__Written instruction__:
Without the pictures, output the records below word for word.

__Data for processing__:
-- start --

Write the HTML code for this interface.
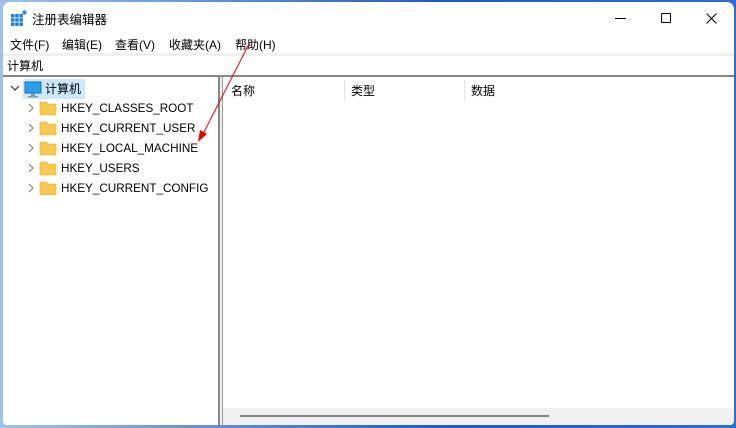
<!DOCTYPE html>
<html><head><meta charset="utf-8"><style>
*{margin:0;padding:0;box-sizing:border-box}
body{width:736px;height:428px;overflow:hidden;background:linear-gradient(90deg,#9ec3e6,#1e5bc8 60%,#2a6fd6);font-family:"Liberation Sans","Noto Sans CJK SC",sans-serif;font-size:12px;color:#000;position:relative}
.win{position:absolute;left:3px;top:2px;width:731px;height:423px;background:#fff;border-radius:7px 7px 4px 4px;overflow:hidden}
.abs{position:absolute;white-space:nowrap}
.k{font-size:11.7px}
</style></head><body>
<div class="win">
 <svg class="abs" style="left:8px;top:8px" width="16" height="16" viewBox="0 0 16 16">
  <g fill="#1e7fd6"><rect x="0" y="4" width="3.5" height="3.5"/><rect x="4.2" y="4" width="3.5" height="3.5"/><rect x="8.4" y="4" width="3.5" height="3.5"/><rect x="0" y="8.2" width="3.5" height="3.5"/><rect x="4.2" y="8.2" width="3.5" height="3.5"/><rect x="8.4" y="8.2" width="3.5" height="3.5"/><rect x="0" y="12.4" width="3.5" height="3.5"/><rect x="4.2" y="12.4" width="3.5" height="3.5"/><rect x="8.4" y="12.4" width="3.5" height="3.5"/></g>
  <circle cx="13.5" cy="2.5" r="2.2" fill="#2a8be0"/>
 </svg>
 <div class="abs" style="left:29px;top:7px;font-size:12.5px">注册表编辑器</div>
 <div class="abs" style="left:612px;top:16px;width:11px;height:1px;background:#000"></div>
 <div class="abs" style="left:658px;top:11px;width:10px;height:10px;border:1px solid #000;border-radius:1px"></div>
 <svg class="abs" style="left:703px;top:11px" width="11" height="11"><path d="M0.5 0.5L10.5 10.5M10.5 0.5L0.5 10.5" stroke="#000" stroke-width="1"/></svg>
 <div class="abs" style="left:7px;top:34px">文件(F)</div>
 <div class="abs" style="left:59px;top:34px">编辑(E)</div>
 <div class="abs" style="left:112px;top:34px">查看(V)</div>
 <div class="abs" style="left:166px;top:34px">收藏夹(A)</div>
 <div class="abs" style="left:232px;top:34px">帮助(H)</div>
 <div class="abs" style="left:0;top:51px;width:731px;height:3px;background:#f0f0f0"></div>
 <div class="abs" style="left:4px;top:55px">计算机</div>
 <div class="abs" style="left:0;top:73px;width:731px;height:2px;background:#868686"></div>
 <svg class="abs" style="left:7px;top:82px" width="10" height="8"><path d="M1 2L5 6L9 2" stroke="#333" fill="none" stroke-width="1.2"/></svg>
 <div class="abs" style="left:20px;top:77px;width:62px;height:20px;background:#cce8ff"></div>
 <svg class="abs" style="left:21px;top:79px" width="18" height="17"><rect x="1" y="1" width="16" height="11" fill="#2aa0e8" stroke="#1a6fb0"/><rect x="7" y="12" width="4" height="3" fill="#7a9ab0"/><rect x="4" y="15" width="10" height="1.5" fill="#7a9ab0"/></svg>
 <div class="abs" style="left:42px;top:78px">计算机</div>
 <div class="abs" style="left:215px;top:75px;width:2px;height:348px;background:#888"></div>
 <div class="abs" style="left:217px;top:75px;width:2px;height:348px;background:#f0f0f0"></div>
 <div class="abs" style="left:219px;top:75px;width:1px;height:348px;background:#999"></div>
 <div class="abs" style="left:228px;top:80px">名称</div>
 <div class="abs" style="left:341px;top:78px;width:1px;height:21px;background:#e3e3e3"></div>
 <div class="abs" style="left:348px;top:80px">类型</div>
 <div class="abs" style="left:461px;top:78px;width:1px;height:21px;background:#e3e3e3"></div>
 <div class="abs" style="left:468px;top:80px">数据</div>
 <div class="abs" style="left:220px;top:406px;width:511px;height:17px;background:#f0f0f0"></div>
 <div class="abs" style="left:237px;top:413px;width:309px;height:2px;background:#858585"></div>
</div>
<div style="position:absolute;left:0;top:0">
 <svg class="abs" style="left:27px;top:103px" width="8" height="90"><g stroke="#888" fill="none" stroke-width="1.2"><path d="M2 1L6 5L2 9"/><path d="M2 21L6 25L2 29"/><path d="M2 41L6 45L2 49"/><path d="M2 61L6 65L2 69"/><path d="M2 81L6 85L2 89"/></g></svg>
 <svg class="abs" style="left:39px;top:100px" width="18" height="95"><g fill="#f7c950" stroke="#e0a82e" stroke-width="0.6"><path d="M1 2h6l2 2h8v11H1z"/><path d="M1 22h6l2 2h8v11H1z"/><path d="M1 42h6l2 2h8v11H1z"/><path d="M1 62h6l2 2h8v11H1z"/><path d="M1 82h6l2 2h8v11H1z"/></g></svg>
 <div class="abs k" style="left:61px;top:102px">HKEY_CLASSES_ROOT</div>
 <div class="abs k" style="left:61px;top:122px">HKEY_CURRENT_USER</div>
 <div class="abs k" style="left:61px;top:142px">HKEY_LOCAL_MACHINE</div>
 <div class="abs k" style="left:61px;top:162px">HKEY_USERS</div>
 <div class="abs k" style="left:61px;top:182px">HKEY_CURRENT_CONFIG</div>
 <svg class="abs" style="left:0;top:0" width="736" height="428"><path d="M250 42L203 134" stroke="#e00" stroke-width="1"/><path d="M198 142L200 130L207 134Z" fill="#e00"/></svg>
</div>
</body></html>
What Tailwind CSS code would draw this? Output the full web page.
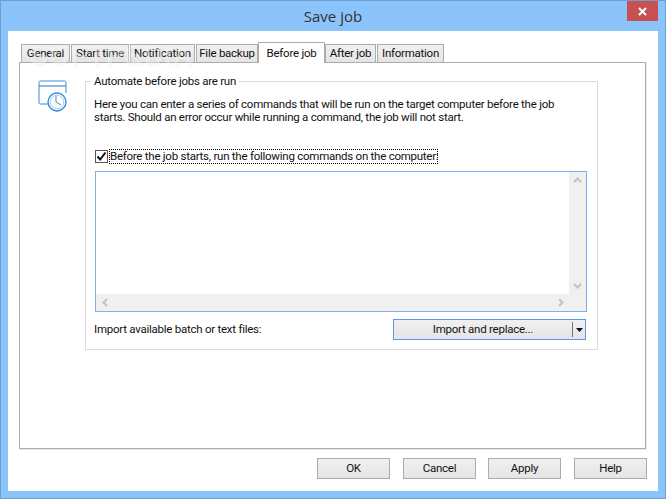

-- end --

__Task result__:
Write the HTML code for this interface.
<!DOCTYPE html>
<html><head><meta charset="utf-8"><style>
*{margin:0;padding:0;box-sizing:border-box}
body{width:736px;height:428px;overflow:hidden;background:linear-gradient(90deg,#9ec3e6,#1e5bc8 60%,#2a6fd6);font-family:"Liberation Sans","Noto Sans CJK SC",sans-serif;font-size:12px;color:#000;position:relative}
.win{position:absolute;left:3px;top:2px;width:731px;height:423px;background:#fff;border-radius:7px 7px 4px 4px;overflow:hidden}
.abs{position:absolute;white-space:nowrap}
.k{font-size:11.7px}
</style></head><body>
<div class="win">
 <svg class="abs" style="left:8px;top:8px" width="16" height="16" viewBox="0 0 16 16">
  <g fill="#1e7fd6"><rect x="0" y="4" width="3.5" height="3.5"/><rect x="4.2" y="4" width="3.5" height="3.5"/><rect x="8.4" y="4" width="3.5" height="3.5"/><rect x="0" y="8.2" width="3.5" height="3.5"/><rect x="4.2" y="8.2" width="3.5" height="3.5"/><rect x="8.4" y="8.2" width="3.5" height="3.5"/><rect x="0" y="12.4" width="3.5" height="3.5"/><rect x="4.2" y="12.4" width="3.5" height="3.5"/><rect x="8.4" y="12.4" width="3.5" height="3.5"/></g>
  <circle cx="13.5" cy="2.5" r="2.2" fill="#2a8be0"/>
 </svg>
 <div class="abs" style="left:29px;top:7px;font-size:12.5px">注册表编辑器</div>
 <div class="abs" style="left:612px;top:16px;width:11px;height:1px;background:#000"></div>
 <div class="abs" style="left:658px;top:11px;width:10px;height:10px;border:1px solid #000;border-radius:1px"></div>
 <svg class="abs" style="left:703px;top:11px" width="11" height="11"><path d="M0.5 0.5L10.5 10.5M10.5 0.5L0.5 10.5" stroke="#000" stroke-width="1"/></svg>
 <div class="abs" style="left:7px;top:34px">文件(F)</div>
 <div class="abs" style="left:59px;top:34px">编辑(E)</div>
 <div class="abs" style="left:112px;top:34px">查看(V)</div>
 <div class="abs" style="left:166px;top:34px">收藏夹(A)</div>
 <div class="abs" style="left:232px;top:34px">帮助(H)</div>
 <div class="abs" style="left:0;top:51px;width:731px;height:3px;background:#f0f0f0"></div>
 <div class="abs" style="left:4px;top:55px">计算机</div>
 <div class="abs" style="left:0;top:73px;width:731px;height:2px;background:#868686"></div>
 <svg class="abs" style="left:7px;top:82px" width="10" height="8"><path d="M1 2L5 6L9 2" stroke="#333" fill="none" stroke-width="1.2"/></svg>
 <div class="abs" style="left:20px;top:77px;width:62px;height:20px;background:#cce8ff"></div>
 <svg class="abs" style="left:21px;top:79px" width="18" height="17"><rect x="1" y="1" width="16" height="11" fill="#2aa0e8" stroke="#1a6fb0"/><rect x="7" y="12" width="4" height="3" fill="#7a9ab0"/><rect x="4" y="15" width="10" height="1.5" fill="#7a9ab0"/></svg>
 <div class="abs" style="left:42px;top:78px">计算机</div>
 <div class="abs" style="left:215px;top:75px;width:2px;height:348px;background:#888"></div>
 <div class="abs" style="left:217px;top:75px;width:2px;height:348px;background:#f0f0f0"></div>
 <div class="abs" style="left:219px;top:75px;width:1px;height:348px;background:#999"></div>
 <div class="abs" style="left:228px;top:80px">名称</div>
 <div class="abs" style="left:341px;top:78px;width:1px;height:21px;background:#e3e3e3"></div>
 <div class="abs" style="left:348px;top:80px">类型</div>
 <div class="abs" style="left:461px;top:78px;width:1px;height:21px;background:#e3e3e3"></div>
 <div class="abs" style="left:468px;top:80px">数据</div>
 <div class="abs" style="left:220px;top:406px;width:511px;height:17px;background:#f0f0f0"></div>
 <div class="abs" style="left:237px;top:413px;width:309px;height:2px;background:#858585"></div>
</div>
<div style="position:absolute;left:0;top:0">
 <svg class="abs" style="left:27px;top:103px" width="8" height="90"><g stroke="#888" fill="none" stroke-width="1.2"><path d="M2 1L6 5L2 9"/><path d="M2 21L6 25L2 29"/><path d="M2 41L6 45L2 49"/><path d="M2 61L6 65L2 69"/><path d="M2 81L6 85L2 89"/></g></svg>
 <svg class="abs" style="left:39px;top:100px" width="18" height="95"><g fill="#f7c950" stroke="#e0a82e" stroke-width="0.6"><path d="M1 2h6l2 2h8v11H1z"/><path d="M1 22h6l2 2h8v11H1z"/><path d="M1 42h6l2 2h8v11H1z"/><path d="M1 62h6l2 2h8v11H1z"/><path d="M1 82h6l2 2h8v11H1z"/></g></svg>
 <div class="abs k" style="left:61px;top:102px">HKEY_CLASSES_ROOT</div>
 <div class="abs k" style="left:61px;top:122px">HKEY_CURRENT_USER</div>
 <div class="abs k" style="left:61px;top:142px">HKEY_LOCAL_MACHINE</div>
 <div class="abs k" style="left:61px;top:162px">HKEY_USERS</div>
 <div class="abs k" style="left:61px;top:182px">HKEY_CURRENT_CONFIG</div>
 <svg class="abs" style="left:0;top:0" width="736" height="428"><path d="M250 42L203 134" stroke="#e00" stroke-width="1"/><path d="M198 142L200 130L207 134Z" fill="#e00"/></svg>
</div>
</body></html>
What Tailwind CSS code would draw this? Output the full web page.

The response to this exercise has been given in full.